Having spent many years facilitating on the topic of abuse and violence prevention, particularly as it pertains to children, I would never tell my children (or anyone) to keep a secret.
Secrets are not safe and healthy. I, like many parents, have taught my children that some things are private matters, and when you want to share them, you need to do so honestly with sensitivity and consideration.
If I had to convince my children not to share Storm’s sex (which I don’t because my children simply are not interested at this point) -I would teach them that someone else’s genitals and sense of how they relate to their gender is their private business, to be shared by them or in a context where safety, acceptance and sensitivity are paramount. Storm will certainly need to understand his/her own sex and gender to navigate this world (the outcry has confirmed this clearly!), but there has never been any question that within our family, the issues of sex and gender and the decisions relating to it are open for age-appropriate discussion and action.
Teaching a child that someone else’s genitals and sense of how they relate to their gender is their private business to be shared by them or in a context where safety, acceptance, and sensitivity are paramount is just a verbose, progressive liberal way of saying “keep it secret”. Yes, there are certain things that do not need to be discussed, but a person’s sex is not one of them.
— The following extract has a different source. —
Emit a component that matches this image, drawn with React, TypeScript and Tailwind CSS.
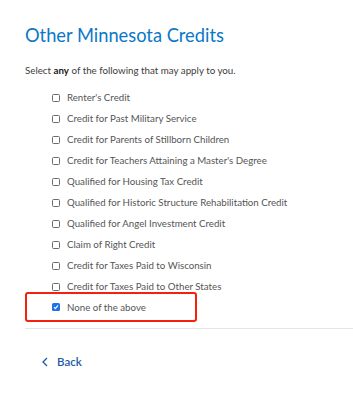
import React from 'react';

const credits = [
  "Renter's Credit",
  'Credit for Past Military Service',
  'Credit for Parents of Stillborn Children',
  "Credit for Teachers Attaining a Master's Degree",
  'Qualified for Housing Tax Credit',
  'Qualified for Historic Structure Rehabilitation Credit',
  'Qualified for Angel Investment Credit',
  'Claim of Right Credit',
  'Credit for Taxes Paid to Wisconsin',
  'Credit for Taxes Paid to Other States',
];

function Box({ checked }: { checked?: boolean }) {
  if (checked) {
    return (
      <span className="w-[8px] h-[8px] rounded-[1.5px] bg-[#1a73e8] flex items-center justify-center shrink-0">
        <svg width="6" height="6" viewBox="0 0 6 6" fill="none">
          <path d="M1 3.2 L2.4 4.6 L5 1.4" stroke="white" strokeWidth="1.2" />
        </svg>
      </span>
    );
  }
  return <span className="w-[8px] h-[8px] rounded-[1.5px] border border-[#6b6b6b] bg-white shrink-0" />;
}

export default function App() {
  return (
    <div className="w-[353px] h-[403px] bg-white overflow-hidden font-['Lato','Noto_Sans',sans-serif]">
      <div className="pl-[25px] pt-[23px]">
        {/* heading */}
        <h1 className="text-[18.3px] leading-[24px] text-[#0a77c8]">Other Minnesota Credits</h1>
        <p className="mt-[17px] text-[9.75px] leading-[12px] text-[#3d3d3d]">
          Select <span className="font-bold text-[#222]">any</span> of the following that may apply to you.
        </p>

        {/* options */}
        <div className="mt-[11px] flex flex-col">
          {credits.map((c) => (
            <div key={c} className="h-[21px] flex items-center gap-[7px] pl-[27px]">
              <Box />
              <span className="text-[9.7px] text-[#555]">{c}</span>
            </div>
          ))}
          <div className="mt-[-5px] w-[172px] h-[30px] border-2 border-[#f5210f] rounded-[3px] flex items-center gap-[7px] pl-[25px]">
            <Box checked />
            <span className="text-[9.7px] text-[#555]">None of the above</span>
          </div>
        </div>

        <div className="mt-[6px] h-px bg-[#e6e6e6]" />

        <div className="mt-[24px] pl-[17px] flex items-center gap-[9px] text-[#1d5aa6]">
          <svg width="6" height="10" viewBox="0 0 6 10" fill="none">
            <path d="M5 1 L1 5 L5 9" stroke="currentColor" strokeWidth="1.3" />
          </svg>
          <span className="text-[11.5px] font-semibold">Back</span>
        </div>
      </div>
    </div>
  );
}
It is a stupid thing to keep secret, like keeping a child’s surname secret.
More so, a child’s sex informs their identity, and there is plenty of literature to support that. One of the first distinctions children learn is the difference between males and females. This has nothing to do with bias. It is simply a child learning that all people do not look the same. To put a child in a situation where they are not allowed to make such distinctions is harmful because it denies them the chance to see how they fit in the world.
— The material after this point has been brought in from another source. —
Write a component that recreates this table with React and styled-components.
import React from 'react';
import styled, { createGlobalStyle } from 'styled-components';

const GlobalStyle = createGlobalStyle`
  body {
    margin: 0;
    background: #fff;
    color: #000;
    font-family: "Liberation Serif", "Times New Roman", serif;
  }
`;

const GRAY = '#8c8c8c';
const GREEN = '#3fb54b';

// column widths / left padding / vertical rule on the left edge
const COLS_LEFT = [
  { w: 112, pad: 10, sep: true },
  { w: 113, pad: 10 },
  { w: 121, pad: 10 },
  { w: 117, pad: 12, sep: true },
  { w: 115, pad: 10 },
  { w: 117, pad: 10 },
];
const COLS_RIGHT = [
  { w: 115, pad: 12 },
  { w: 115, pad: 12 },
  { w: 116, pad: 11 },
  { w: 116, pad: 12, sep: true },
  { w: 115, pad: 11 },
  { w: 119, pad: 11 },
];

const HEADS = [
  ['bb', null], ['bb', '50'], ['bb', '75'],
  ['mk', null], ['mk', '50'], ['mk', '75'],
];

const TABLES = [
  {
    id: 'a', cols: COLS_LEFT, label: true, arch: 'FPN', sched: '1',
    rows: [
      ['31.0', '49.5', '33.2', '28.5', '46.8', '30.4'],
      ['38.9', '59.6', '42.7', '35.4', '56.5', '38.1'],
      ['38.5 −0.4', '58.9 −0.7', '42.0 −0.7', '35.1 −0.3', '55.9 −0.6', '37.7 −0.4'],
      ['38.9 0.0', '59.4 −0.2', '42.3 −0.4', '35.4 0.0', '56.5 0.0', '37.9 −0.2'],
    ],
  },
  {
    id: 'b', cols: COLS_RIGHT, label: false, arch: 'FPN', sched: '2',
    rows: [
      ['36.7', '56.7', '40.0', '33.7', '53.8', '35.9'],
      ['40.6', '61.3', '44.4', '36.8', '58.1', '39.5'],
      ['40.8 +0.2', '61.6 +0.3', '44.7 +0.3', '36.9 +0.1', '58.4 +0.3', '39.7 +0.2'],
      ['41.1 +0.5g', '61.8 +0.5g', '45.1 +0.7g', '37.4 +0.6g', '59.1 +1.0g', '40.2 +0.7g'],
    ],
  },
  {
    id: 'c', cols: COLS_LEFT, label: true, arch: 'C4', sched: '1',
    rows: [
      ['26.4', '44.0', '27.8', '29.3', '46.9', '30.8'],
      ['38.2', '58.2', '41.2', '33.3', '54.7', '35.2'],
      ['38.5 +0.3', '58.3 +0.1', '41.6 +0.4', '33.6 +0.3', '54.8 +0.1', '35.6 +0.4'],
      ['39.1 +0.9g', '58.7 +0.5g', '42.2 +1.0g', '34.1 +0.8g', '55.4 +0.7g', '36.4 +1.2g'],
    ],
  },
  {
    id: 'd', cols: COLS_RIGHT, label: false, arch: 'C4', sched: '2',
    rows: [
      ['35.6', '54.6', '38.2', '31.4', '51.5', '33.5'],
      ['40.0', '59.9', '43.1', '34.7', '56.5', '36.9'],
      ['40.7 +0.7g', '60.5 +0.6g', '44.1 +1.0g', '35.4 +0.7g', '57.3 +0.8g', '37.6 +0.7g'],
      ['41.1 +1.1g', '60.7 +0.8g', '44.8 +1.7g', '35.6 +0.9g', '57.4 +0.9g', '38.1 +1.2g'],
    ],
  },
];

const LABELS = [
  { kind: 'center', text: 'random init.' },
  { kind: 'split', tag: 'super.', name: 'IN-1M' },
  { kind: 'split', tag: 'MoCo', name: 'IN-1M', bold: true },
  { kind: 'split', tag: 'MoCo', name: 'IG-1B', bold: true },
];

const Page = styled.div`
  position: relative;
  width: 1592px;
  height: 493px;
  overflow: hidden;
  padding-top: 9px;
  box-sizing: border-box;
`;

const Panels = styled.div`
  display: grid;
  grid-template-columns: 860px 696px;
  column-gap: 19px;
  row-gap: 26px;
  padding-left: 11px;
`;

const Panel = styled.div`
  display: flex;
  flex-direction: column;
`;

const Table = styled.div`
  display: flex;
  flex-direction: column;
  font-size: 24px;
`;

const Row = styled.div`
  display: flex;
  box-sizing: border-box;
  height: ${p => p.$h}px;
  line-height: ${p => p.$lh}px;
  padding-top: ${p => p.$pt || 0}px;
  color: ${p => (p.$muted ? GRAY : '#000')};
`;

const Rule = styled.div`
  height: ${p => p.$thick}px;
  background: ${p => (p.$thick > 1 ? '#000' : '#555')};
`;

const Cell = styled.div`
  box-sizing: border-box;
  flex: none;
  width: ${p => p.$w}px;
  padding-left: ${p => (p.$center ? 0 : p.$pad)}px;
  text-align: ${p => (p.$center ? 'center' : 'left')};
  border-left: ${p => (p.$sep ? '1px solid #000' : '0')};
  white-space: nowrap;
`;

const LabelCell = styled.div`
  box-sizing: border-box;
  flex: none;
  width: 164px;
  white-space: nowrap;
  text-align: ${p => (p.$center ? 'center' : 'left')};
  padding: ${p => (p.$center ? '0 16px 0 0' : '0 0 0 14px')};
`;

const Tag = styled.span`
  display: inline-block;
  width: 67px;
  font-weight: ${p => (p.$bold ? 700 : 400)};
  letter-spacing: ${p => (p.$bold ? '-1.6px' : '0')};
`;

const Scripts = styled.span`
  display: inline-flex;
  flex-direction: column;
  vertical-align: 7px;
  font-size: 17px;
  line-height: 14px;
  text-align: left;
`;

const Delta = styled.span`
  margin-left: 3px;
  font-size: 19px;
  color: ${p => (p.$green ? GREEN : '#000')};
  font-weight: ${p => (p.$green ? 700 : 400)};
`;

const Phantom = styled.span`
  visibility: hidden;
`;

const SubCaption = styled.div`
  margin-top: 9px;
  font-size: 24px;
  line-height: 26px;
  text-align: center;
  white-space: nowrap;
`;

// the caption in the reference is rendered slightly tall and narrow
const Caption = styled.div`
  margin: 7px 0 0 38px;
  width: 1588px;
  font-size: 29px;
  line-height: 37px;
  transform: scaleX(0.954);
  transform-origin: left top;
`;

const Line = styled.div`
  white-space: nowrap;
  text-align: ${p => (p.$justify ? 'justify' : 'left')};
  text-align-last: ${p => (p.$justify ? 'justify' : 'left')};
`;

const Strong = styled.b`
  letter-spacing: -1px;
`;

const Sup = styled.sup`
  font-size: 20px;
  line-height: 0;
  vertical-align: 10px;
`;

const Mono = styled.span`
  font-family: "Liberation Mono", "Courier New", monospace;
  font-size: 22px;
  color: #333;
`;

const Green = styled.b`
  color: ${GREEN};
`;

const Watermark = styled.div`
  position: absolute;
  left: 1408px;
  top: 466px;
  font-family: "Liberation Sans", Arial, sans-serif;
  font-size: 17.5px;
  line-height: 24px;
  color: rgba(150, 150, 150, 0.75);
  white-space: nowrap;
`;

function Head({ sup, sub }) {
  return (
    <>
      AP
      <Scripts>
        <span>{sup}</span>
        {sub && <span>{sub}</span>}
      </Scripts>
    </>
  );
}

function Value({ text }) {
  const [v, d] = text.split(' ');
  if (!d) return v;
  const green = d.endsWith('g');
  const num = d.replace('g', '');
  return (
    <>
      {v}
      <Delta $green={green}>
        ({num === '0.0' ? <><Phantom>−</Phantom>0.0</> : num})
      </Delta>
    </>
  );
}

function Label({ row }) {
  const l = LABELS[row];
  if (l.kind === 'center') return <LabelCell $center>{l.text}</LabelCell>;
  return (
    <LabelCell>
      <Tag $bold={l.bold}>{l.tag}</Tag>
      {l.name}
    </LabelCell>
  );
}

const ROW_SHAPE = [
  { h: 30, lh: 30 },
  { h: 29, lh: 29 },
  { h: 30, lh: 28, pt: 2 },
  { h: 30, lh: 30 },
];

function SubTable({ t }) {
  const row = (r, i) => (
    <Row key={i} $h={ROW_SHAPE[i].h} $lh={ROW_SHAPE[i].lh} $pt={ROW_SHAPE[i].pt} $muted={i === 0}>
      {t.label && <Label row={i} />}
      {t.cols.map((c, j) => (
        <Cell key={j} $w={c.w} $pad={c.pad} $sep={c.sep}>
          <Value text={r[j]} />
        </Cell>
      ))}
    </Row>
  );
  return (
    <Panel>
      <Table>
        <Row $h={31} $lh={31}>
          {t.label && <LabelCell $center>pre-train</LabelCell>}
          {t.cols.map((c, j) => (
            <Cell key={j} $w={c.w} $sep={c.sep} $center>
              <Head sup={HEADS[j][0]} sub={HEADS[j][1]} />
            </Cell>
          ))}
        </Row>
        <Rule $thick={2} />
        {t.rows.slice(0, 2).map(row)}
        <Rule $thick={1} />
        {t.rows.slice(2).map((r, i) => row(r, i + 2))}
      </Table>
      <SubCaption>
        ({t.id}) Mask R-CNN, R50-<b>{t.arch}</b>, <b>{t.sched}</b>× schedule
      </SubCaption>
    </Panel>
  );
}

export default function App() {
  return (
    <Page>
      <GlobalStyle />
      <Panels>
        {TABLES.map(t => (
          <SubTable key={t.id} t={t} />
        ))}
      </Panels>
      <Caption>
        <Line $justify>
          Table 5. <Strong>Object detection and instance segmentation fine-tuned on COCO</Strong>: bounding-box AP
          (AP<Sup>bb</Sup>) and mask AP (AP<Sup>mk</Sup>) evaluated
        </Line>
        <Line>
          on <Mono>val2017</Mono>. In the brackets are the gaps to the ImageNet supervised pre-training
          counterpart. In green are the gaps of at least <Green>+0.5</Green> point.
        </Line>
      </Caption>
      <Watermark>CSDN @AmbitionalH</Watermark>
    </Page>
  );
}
Witterick’s contradictory response also shows that is not a well-considered experiment. She stated in another interview that she requested that the grandparents not disclose the child’s sex, i.e. she asked them to keep it secret. Presumably she has informed her oldest son to do the same thing, otherwise he might just say it as six-year-olds tend to do.
She went on to state:
In my heart of hearts, I squirm when my son picks a dress from the rack (won’t people tease him?), even though I know from experience and research that the argument that children need a binary gender orthodoxy taught to them in order to feel safe is simply incorrect. My children know who they are, through supported and facilitated experience with their world, and I avoid hypocrisy, inaccuracy and exhaustion by saving my energy for non-negotiable limit-setting related to safety, kindness, self respect, health, fulfilment and fairness.
No research states that children do not need a binary gender orthodoxy, whatever that means, to feel safe. That is not something people would research. They would research whether our cultural recognition of male and female impacts a child’s understanding of their world and themselves. The research demonstrates that it very much does.
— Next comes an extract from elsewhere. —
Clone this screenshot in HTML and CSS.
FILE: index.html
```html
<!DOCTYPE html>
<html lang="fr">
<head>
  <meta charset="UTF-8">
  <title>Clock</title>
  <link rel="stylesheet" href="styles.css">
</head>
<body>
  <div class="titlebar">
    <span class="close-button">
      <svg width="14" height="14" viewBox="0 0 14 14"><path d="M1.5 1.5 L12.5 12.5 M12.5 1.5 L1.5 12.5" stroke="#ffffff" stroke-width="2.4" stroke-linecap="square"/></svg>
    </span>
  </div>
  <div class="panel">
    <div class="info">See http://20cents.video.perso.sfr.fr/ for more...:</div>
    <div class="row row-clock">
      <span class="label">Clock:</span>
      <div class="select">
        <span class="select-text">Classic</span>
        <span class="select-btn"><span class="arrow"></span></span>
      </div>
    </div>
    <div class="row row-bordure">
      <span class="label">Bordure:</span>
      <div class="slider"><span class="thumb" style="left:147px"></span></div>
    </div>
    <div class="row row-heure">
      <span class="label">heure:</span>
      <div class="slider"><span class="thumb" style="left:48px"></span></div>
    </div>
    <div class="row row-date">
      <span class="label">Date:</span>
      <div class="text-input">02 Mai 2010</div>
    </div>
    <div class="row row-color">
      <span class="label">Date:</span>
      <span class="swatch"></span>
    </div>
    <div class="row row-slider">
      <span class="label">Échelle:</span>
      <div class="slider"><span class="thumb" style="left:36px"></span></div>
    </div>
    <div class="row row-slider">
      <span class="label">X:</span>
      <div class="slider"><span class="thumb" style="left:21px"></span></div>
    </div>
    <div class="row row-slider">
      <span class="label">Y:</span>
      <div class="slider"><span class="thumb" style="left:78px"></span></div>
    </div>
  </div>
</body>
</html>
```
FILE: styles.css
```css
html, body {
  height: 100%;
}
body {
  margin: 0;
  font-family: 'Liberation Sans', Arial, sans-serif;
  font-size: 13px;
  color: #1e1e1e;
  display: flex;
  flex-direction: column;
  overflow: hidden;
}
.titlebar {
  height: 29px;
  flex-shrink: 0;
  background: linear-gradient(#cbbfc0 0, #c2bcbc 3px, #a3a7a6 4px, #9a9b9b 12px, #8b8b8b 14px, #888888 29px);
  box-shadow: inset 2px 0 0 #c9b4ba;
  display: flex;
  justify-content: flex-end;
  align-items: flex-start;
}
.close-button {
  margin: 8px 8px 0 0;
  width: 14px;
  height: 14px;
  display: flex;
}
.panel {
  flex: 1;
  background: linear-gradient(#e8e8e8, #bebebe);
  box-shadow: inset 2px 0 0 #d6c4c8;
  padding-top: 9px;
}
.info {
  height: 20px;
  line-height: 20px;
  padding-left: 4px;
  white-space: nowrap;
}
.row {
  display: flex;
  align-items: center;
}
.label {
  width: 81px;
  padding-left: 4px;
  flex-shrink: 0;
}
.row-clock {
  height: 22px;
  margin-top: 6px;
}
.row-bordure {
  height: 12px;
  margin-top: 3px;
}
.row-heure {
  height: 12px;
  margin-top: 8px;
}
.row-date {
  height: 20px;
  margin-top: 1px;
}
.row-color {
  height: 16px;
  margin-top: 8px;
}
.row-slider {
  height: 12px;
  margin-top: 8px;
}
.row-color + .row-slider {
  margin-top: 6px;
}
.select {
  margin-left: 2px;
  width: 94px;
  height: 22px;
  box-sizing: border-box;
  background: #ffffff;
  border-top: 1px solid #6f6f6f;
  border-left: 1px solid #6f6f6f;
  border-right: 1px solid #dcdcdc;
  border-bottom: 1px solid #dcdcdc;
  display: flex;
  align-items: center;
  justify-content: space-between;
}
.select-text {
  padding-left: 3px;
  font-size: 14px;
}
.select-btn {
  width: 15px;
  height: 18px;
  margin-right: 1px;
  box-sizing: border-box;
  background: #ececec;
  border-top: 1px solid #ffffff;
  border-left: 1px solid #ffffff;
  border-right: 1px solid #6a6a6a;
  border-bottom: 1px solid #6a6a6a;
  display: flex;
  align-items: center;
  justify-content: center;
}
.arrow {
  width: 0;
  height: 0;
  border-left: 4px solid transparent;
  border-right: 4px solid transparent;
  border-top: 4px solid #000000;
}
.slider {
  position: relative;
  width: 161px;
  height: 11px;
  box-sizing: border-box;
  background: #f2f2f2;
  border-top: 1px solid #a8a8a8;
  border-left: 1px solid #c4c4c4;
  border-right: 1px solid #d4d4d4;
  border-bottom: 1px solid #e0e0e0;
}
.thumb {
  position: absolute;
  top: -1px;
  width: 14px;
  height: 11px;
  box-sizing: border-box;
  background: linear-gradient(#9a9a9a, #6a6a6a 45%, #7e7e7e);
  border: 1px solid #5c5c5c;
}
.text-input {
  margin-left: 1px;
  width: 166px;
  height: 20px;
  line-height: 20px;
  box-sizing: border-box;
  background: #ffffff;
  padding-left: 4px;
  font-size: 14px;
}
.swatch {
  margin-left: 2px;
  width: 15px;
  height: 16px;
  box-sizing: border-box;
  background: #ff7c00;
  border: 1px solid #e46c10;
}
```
Likewise, the issue is not whether the boys like themselves or view themselves as boys. The issue is how well they will mesh with the rest of society. No matter how strong a sense of self a person has, ostracization hurts. It always has some negative impact. This notion that these children will be fine just because Mom and Dad love them has been proven wrong numerous time.
It is unlikely that two out of three children from a family would randomly gender-bend. That is something that they were taught to do. If Witterick and Stocker want to raise their children in an androgynous fashion, they should at least prepare their children for the potential backlash instead of just waiting for it to happen. Of course, since these are real children, there is no telling what will happen.